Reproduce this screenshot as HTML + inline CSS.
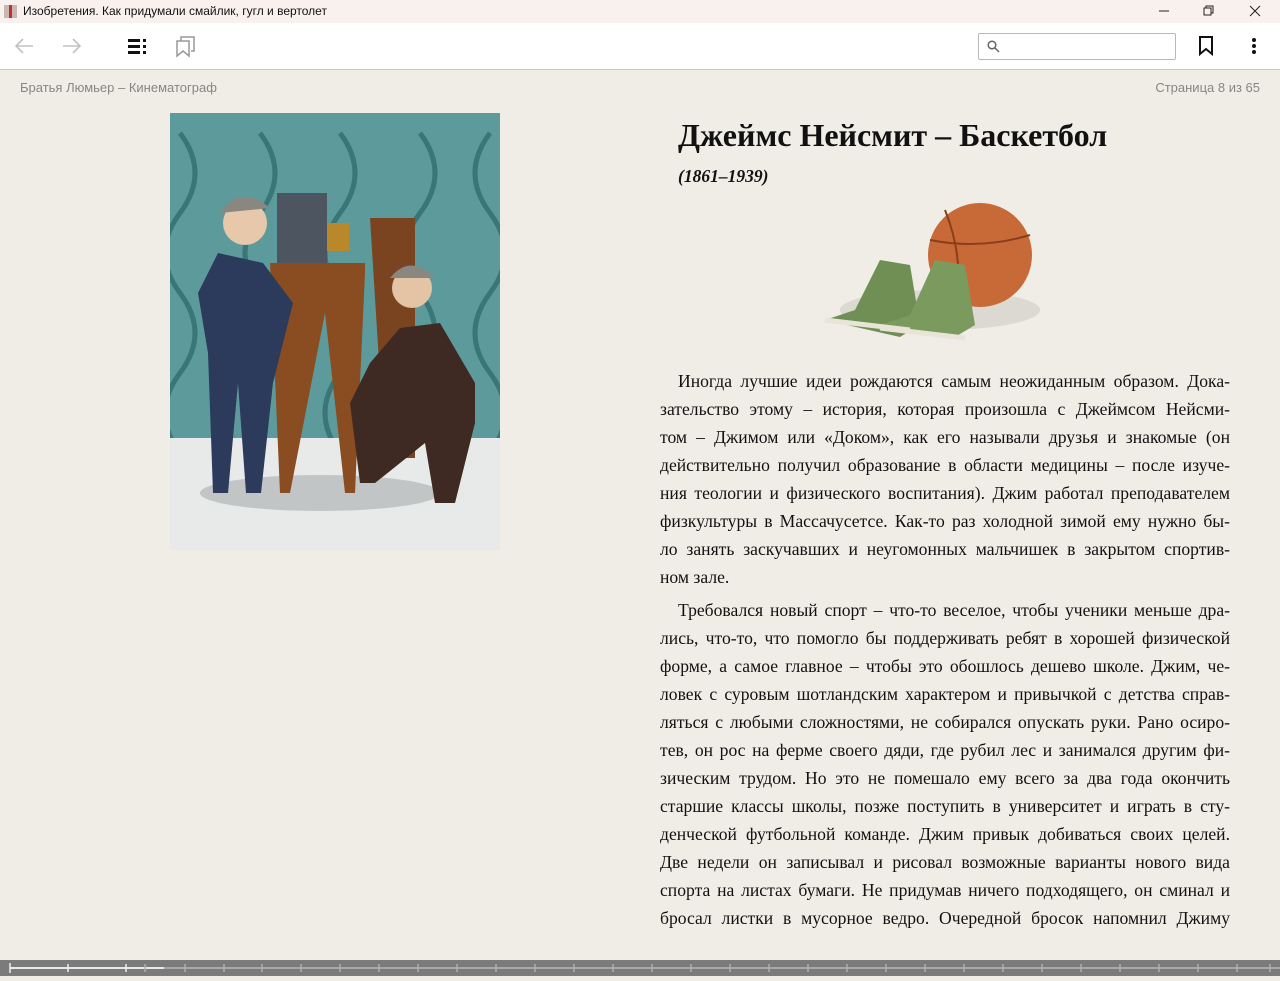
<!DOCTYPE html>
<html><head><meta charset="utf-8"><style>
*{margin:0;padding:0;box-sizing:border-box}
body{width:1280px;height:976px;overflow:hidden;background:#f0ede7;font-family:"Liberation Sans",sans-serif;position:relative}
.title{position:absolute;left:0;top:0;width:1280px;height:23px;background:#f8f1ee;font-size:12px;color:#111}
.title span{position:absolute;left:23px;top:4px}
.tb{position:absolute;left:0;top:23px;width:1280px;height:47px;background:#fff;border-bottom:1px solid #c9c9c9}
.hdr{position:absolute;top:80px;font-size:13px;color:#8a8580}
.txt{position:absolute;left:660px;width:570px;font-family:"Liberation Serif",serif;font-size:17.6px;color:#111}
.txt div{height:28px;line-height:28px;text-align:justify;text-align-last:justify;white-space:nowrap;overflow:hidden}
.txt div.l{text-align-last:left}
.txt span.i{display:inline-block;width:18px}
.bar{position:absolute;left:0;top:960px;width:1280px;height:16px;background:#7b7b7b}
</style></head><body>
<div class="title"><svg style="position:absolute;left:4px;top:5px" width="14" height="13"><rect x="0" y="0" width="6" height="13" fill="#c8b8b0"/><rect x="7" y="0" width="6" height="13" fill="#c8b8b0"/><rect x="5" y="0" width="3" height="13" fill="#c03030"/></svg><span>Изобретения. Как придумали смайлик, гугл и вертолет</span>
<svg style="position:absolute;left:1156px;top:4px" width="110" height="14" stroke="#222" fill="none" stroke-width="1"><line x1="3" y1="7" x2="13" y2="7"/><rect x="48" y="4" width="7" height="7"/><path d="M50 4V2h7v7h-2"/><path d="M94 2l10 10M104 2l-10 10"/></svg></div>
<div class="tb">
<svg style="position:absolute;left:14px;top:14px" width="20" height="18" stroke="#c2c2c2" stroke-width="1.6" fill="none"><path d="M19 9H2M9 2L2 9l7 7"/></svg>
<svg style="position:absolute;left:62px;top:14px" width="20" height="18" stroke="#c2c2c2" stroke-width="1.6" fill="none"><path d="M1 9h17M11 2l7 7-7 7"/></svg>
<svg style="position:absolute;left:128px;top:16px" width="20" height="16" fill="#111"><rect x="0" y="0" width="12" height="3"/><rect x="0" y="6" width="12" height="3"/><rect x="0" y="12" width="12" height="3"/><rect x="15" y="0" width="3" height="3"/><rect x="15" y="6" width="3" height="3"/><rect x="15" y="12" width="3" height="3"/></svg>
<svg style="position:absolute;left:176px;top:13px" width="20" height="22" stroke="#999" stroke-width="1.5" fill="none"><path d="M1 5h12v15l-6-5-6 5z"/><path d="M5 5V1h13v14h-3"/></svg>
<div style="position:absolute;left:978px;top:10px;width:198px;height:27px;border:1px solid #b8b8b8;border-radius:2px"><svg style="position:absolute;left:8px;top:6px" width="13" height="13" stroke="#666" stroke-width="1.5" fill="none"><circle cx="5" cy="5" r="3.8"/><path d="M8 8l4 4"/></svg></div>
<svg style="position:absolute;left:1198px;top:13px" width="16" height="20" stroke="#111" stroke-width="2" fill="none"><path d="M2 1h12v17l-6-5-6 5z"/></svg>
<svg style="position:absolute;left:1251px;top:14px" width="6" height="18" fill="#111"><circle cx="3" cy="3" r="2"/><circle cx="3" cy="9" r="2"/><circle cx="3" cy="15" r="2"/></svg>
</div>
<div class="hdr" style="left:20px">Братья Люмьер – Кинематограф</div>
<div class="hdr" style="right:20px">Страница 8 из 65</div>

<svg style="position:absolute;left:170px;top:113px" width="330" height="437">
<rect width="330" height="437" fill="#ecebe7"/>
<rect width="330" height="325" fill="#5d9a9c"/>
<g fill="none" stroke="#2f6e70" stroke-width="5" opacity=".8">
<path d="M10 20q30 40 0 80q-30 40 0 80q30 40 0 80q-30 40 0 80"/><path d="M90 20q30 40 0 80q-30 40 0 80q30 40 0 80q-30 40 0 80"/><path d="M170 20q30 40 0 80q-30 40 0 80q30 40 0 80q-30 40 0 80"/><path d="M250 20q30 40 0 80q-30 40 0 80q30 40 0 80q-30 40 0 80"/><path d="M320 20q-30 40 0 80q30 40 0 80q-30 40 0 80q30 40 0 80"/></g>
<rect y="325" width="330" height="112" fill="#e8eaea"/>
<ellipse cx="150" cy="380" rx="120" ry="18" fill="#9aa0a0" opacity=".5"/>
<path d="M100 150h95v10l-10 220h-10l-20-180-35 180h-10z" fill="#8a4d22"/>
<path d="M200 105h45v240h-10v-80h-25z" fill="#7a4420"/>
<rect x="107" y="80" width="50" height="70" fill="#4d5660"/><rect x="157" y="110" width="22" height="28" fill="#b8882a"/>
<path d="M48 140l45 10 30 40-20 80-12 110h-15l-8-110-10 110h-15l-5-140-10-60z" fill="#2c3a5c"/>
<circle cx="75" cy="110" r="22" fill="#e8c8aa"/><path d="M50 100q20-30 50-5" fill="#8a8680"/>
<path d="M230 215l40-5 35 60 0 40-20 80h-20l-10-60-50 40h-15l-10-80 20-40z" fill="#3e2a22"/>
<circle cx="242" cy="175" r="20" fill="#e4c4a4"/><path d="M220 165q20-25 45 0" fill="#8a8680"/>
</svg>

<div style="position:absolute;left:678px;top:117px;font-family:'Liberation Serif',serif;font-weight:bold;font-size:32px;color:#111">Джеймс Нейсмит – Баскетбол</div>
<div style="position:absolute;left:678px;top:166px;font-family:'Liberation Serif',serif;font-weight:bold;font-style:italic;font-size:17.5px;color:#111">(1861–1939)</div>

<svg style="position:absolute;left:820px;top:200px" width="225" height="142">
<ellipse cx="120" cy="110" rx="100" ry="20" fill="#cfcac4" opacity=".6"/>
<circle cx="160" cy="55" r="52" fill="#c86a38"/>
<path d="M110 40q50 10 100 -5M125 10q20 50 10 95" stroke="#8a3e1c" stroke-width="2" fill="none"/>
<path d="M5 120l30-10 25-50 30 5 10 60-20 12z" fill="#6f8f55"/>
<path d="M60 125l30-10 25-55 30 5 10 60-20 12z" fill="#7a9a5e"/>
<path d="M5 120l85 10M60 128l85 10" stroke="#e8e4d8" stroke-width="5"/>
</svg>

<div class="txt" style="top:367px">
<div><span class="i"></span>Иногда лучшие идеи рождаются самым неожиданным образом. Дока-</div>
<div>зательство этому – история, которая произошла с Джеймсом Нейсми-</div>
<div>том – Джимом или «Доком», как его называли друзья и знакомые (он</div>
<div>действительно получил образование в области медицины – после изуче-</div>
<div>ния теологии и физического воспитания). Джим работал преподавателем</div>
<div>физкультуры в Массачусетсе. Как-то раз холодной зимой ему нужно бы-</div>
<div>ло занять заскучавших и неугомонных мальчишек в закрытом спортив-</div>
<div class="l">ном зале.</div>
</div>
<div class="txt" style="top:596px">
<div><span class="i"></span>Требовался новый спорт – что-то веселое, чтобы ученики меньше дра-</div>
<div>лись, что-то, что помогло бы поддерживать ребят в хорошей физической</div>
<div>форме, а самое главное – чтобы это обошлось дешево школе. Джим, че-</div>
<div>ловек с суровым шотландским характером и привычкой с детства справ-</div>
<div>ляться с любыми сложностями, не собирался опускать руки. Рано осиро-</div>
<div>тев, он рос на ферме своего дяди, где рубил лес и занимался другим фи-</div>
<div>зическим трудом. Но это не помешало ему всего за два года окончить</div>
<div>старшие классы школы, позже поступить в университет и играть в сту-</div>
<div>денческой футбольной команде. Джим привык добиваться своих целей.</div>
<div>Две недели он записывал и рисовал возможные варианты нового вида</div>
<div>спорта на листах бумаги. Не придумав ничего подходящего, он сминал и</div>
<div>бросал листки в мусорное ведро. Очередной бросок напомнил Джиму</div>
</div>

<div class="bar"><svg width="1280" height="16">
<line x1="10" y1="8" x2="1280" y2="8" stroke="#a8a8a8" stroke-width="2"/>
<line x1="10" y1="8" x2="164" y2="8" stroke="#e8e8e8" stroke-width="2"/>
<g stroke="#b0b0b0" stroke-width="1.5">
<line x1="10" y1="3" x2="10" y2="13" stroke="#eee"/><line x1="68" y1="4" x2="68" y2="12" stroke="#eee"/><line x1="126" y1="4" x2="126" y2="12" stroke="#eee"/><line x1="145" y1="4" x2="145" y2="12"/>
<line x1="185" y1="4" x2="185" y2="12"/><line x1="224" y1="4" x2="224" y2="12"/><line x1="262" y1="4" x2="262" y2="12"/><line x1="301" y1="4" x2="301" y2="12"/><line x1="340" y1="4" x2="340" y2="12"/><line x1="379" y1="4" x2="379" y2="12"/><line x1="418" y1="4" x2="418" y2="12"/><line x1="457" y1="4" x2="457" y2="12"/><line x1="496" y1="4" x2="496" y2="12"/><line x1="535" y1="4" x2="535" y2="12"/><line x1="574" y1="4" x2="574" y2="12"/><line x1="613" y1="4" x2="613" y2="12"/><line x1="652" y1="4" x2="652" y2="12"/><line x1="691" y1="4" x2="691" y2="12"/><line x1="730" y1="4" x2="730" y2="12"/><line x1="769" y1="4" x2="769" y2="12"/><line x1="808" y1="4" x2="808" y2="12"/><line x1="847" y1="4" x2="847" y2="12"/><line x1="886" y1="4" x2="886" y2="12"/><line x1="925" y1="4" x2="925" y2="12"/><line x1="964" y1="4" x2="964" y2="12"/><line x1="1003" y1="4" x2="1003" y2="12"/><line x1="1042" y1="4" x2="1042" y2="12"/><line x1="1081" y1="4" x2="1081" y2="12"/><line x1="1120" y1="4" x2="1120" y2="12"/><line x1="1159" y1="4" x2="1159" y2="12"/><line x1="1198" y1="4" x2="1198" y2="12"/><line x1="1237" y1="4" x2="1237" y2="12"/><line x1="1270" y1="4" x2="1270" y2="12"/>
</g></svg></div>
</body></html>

++++++++

**The request:**
Pull out the lines above in which the word "inline" appears.

**Solution:**
Reproduce this screenshot as HTML + inline CSS.
.txt span.i{display:inline-block;width:18px}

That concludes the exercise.